REQUIREMENTS → Transcribe the data in full and exactly, omitting any pictures.

'''

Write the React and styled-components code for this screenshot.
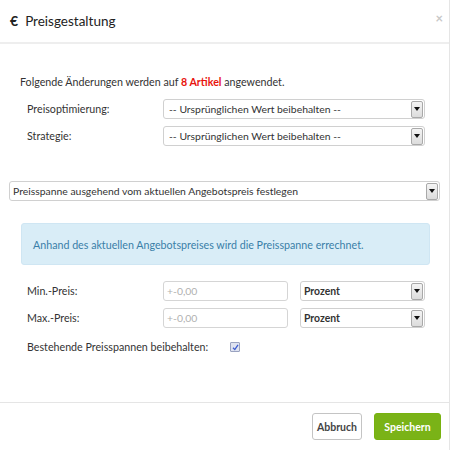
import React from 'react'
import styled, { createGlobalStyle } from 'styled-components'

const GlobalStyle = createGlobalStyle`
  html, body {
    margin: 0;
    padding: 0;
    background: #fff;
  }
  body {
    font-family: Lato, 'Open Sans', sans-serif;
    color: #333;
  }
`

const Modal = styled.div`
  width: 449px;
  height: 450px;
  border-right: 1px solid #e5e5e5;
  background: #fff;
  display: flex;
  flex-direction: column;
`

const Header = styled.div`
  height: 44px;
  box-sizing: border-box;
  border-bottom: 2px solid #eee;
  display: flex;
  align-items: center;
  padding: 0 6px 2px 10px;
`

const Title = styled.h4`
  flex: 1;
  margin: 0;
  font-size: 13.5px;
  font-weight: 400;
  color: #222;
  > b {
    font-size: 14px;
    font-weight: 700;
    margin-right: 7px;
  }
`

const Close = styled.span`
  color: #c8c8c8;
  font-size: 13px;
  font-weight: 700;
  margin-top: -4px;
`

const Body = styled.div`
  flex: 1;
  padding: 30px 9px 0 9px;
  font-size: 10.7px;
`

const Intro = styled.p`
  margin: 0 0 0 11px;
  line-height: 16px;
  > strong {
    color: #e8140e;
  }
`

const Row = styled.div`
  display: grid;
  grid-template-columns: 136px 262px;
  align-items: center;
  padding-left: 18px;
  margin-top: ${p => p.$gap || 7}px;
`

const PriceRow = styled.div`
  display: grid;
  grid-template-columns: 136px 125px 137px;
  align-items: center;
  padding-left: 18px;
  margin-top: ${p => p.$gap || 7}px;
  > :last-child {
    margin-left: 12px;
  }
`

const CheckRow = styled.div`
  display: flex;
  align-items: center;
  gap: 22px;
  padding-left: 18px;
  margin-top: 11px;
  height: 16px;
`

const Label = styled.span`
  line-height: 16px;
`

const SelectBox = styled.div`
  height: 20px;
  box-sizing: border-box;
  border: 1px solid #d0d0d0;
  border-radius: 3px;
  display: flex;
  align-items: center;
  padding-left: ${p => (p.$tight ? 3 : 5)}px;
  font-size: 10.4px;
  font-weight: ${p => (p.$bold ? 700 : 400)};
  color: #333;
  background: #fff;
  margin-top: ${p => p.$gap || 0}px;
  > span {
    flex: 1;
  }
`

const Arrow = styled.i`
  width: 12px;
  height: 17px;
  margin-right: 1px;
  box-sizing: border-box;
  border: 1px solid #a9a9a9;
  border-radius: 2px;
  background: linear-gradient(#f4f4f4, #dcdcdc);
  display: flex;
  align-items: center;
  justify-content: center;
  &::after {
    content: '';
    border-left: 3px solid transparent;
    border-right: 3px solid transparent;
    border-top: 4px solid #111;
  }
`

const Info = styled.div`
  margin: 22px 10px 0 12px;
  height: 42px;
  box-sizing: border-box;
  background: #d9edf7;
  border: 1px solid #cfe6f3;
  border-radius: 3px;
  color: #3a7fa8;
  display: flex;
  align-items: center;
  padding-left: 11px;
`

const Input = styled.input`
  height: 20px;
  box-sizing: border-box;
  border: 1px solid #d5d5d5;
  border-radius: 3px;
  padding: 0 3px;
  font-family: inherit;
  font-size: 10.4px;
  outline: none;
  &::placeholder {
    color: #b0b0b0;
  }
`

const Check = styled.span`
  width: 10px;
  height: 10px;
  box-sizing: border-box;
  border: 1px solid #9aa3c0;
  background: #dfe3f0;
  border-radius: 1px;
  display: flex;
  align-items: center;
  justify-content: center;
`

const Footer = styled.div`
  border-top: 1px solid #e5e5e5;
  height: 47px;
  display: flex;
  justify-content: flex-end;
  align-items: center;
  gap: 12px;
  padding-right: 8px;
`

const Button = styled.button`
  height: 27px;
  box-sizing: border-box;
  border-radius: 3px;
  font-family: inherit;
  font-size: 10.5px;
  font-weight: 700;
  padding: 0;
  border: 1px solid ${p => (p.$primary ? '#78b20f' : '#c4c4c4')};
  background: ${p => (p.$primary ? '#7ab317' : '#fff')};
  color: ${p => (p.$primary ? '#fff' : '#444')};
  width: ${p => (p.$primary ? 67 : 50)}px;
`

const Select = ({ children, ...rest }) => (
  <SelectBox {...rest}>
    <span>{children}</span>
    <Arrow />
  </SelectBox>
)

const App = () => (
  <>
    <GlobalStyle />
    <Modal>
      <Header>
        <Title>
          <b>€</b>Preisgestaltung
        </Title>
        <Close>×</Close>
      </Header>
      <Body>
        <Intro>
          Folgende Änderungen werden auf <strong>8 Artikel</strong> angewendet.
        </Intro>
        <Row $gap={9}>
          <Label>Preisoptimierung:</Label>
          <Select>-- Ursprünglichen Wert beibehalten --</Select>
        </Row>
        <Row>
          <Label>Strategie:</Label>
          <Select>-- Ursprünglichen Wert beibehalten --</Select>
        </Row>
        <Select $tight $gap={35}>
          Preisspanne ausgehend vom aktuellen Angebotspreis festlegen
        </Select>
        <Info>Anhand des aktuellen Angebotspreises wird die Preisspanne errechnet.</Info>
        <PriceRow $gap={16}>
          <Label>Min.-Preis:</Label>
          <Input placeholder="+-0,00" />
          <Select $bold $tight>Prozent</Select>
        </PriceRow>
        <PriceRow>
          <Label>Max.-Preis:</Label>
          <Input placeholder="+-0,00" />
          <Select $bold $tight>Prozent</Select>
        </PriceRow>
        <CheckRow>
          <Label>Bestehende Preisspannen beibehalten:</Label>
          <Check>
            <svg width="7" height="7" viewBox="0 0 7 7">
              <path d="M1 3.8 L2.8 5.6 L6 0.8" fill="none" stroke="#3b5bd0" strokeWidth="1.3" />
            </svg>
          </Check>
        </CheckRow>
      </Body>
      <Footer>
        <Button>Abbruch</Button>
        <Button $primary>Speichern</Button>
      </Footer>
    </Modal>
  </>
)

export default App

'''

RIGHT ANSWER →
Write the React and styled-components code for this screenshot.
import React from 'react'
import styled, { createGlobalStyle } from 'styled-components'

const GlobalStyle = createGlobalStyle`
  html, body {
    margin: 0;
    padding: 0;
    background: #fff;
  }
  body {
    font-family: Lato, 'Open Sans', sans-serif;
    color: #333;
  }
`

const Modal = styled.div`
  width: 449px;
  height: 450px;
  border-right: 1px solid #e5e5e5;
  background: #fff;
  display: flex;
  flex-direction: column;
`

const Header = styled.div`
  height: 44px;
  box-sizing: border-box;
  border-bottom: 2px solid #eee;
  display: flex;
  align-items: center;
  padding: 0 6px 2px 10px;
`

const Title = styled.h4`
  flex: 1;
  margin: 0;
  font-size: 13.5px;
  font-weight: 400;
  color: #222;
  > b {
    font-size: 14px;
    font-weight: 700;
    margin-right: 7px;
  }
`

const Close = styled.span`
  color: #c8c8c8;
  font-size: 13px;
  font-weight: 700;
  margin-top: -4px;
`

const Body = styled.div`
  flex: 1;
  padding: 30px 9px 0 9px;
  font-size: 10.7px;
`

const Intro = styled.p`
  margin: 0 0 0 11px;
  line-height: 16px;
  > strong {
    color: #e8140e;
  }
`

const Row = styled.div`
  display: grid;
  grid-template-columns: 136px 262px;
  align-items: center;
  padding-left: 18px;
  margin-top: ${p => p.$gap || 7}px;
`

const PriceRow = styled.div`
  display: grid;
  grid-template-columns: 136px 125px 137px;
  align-items: center;
  padding-left: 18px;
  margin-top: ${p => p.$gap || 7}px;
  > :last-child {
    margin-left: 12px;
  }
`

const CheckRow = styled.div`
  display: flex;
  align-items: center;
  gap: 22px;
  padding-left: 18px;
  margin-top: 11px;
  height: 16px;
`

const Label = styled.span`
  line-height: 16px;
`

const SelectBox = styled.div`
  height: 20px;
  box-sizing: border-box;
  border: 1px solid #d0d0d0;
  border-radius: 3px;
  display: flex;
  align-items: center;
  padding-left: ${p => (p.$tight ? 3 : 5)}px;
  font-size: 10.4px;
  font-weight: ${p => (p.$bold ? 700 : 400)};
  color: #333;
  background: #fff;
  margin-top: ${p => p.$gap || 0}px;
  > span {
    flex: 1;
  }
`

const Arrow = styled.i`
  width: 12px;
  height: 17px;
  margin-right: 1px;
  box-sizing: border-box;
  border: 1px solid #a9a9a9;
  border-radius: 2px;
  background: linear-gradient(#f4f4f4, #dcdcdc);
  display: flex;
  align-items: center;
  justify-content: center;
  &::after {
    content: '';
    border-left: 3px solid transparent;
    border-right: 3px solid transparent;
    border-top: 4px solid #111;
  }
`

const Info = styled.div`
  margin: 22px 10px 0 12px;
  height: 42px;
  box-sizing: border-box;
  background: #d9edf7;
  border: 1px solid #cfe6f3;
  border-radius: 3px;
  color: #3a7fa8;
  display: flex;
  align-items: center;
  padding-left: 11px;
`

const Input = styled.input`
  height: 20px;
  box-sizing: border-box;
  border: 1px solid #d5d5d5;
  border-radius: 3px;
  padding: 0 3px;
  font-family: inherit;
  font-size: 10.4px;
  outline: none;
  &::placeholder {
    color: #b0b0b0;
  }
`

const Check = styled.span`
  width: 10px;
  height: 10px;
  box-sizing: border-box;
  border: 1px solid #9aa3c0;
  background: #dfe3f0;
  border-radius: 1px;
  display: flex;
  align-items: center;
  justify-content: center;
`

const Footer = styled.div`
  border-top: 1px solid #e5e5e5;
  height: 47px;
  display: flex;
  justify-content: flex-end;
  align-items: center;
  gap: 12px;
  padding-right: 8px;
`

const Button = styled.button`
  height: 27px;
  box-sizing: border-box;
  border-radius: 3px;
  font-family: inherit;
  font-size: 10.5px;
  font-weight: 700;
  padding: 0;
  border: 1px solid ${p => (p.$primary ? '#78b20f' : '#c4c4c4')};
  background: ${p => (p.$primary ? '#7ab317' : '#fff')};
  color: ${p => (p.$primary ? '#fff' : '#444')};
  width: ${p => (p.$primary ? 67 : 50)}px;
`

const Select = ({ children, ...rest }) => (
  <SelectBox {...rest}>
    <span>{children}</span>
    <Arrow />
  </SelectBox>
)

const App = () => (
  <>
    <GlobalStyle />
    <Modal>
      <Header>
        <Title>
          <b>€</b>Preisgestaltung
        </Title>
        <Close>×</Close>
      </Header>
      <Body>
        <Intro>
          Folgende Änderungen werden auf <strong>8 Artikel</strong> angewendet.
        </Intro>
        <Row $gap={9}>
          <Label>Preisoptimierung:</Label>
          <Select>-- Ursprünglichen Wert beibehalten --</Select>
        </Row>
        <Row>
          <Label>Strategie:</Label>
          <Select>-- Ursprünglichen Wert beibehalten --</Select>
        </Row>
        <Select $tight $gap={35}>
          Preisspanne ausgehend vom aktuellen Angebotspreis festlegen
        </Select>
        <Info>Anhand des aktuellen Angebotspreises wird die Preisspanne errechnet.</Info>
        <PriceRow $gap={16}>
          <Label>Min.-Preis:</Label>
          <Input placeholder="+-0,00" />
          <Select $bold $tight>Prozent</Select>
        </PriceRow>
        <PriceRow>
          <Label>Max.-Preis:</Label>
          <Input placeholder="+-0,00" />
          <Select $bold $tight>Prozent</Select>
        </PriceRow>
        <CheckRow>
          <Label>Bestehende Preisspannen beibehalten:</Label>
          <Check>
            <svg width="7" height="7" viewBox="0 0 7 7">
              <path d="M1 3.8 L2.8 5.6 L6 0.8" fill="none" stroke="#3b5bd0" strokeWidth="1.3" />
            </svg>
          </Check>
        </CheckRow>
      </Body>
      <Footer>
        <Button>Abbruch</Button>
        <Button $primary>Speichern</Button>
      </Footer>
    </Modal>
  </>
)

export default App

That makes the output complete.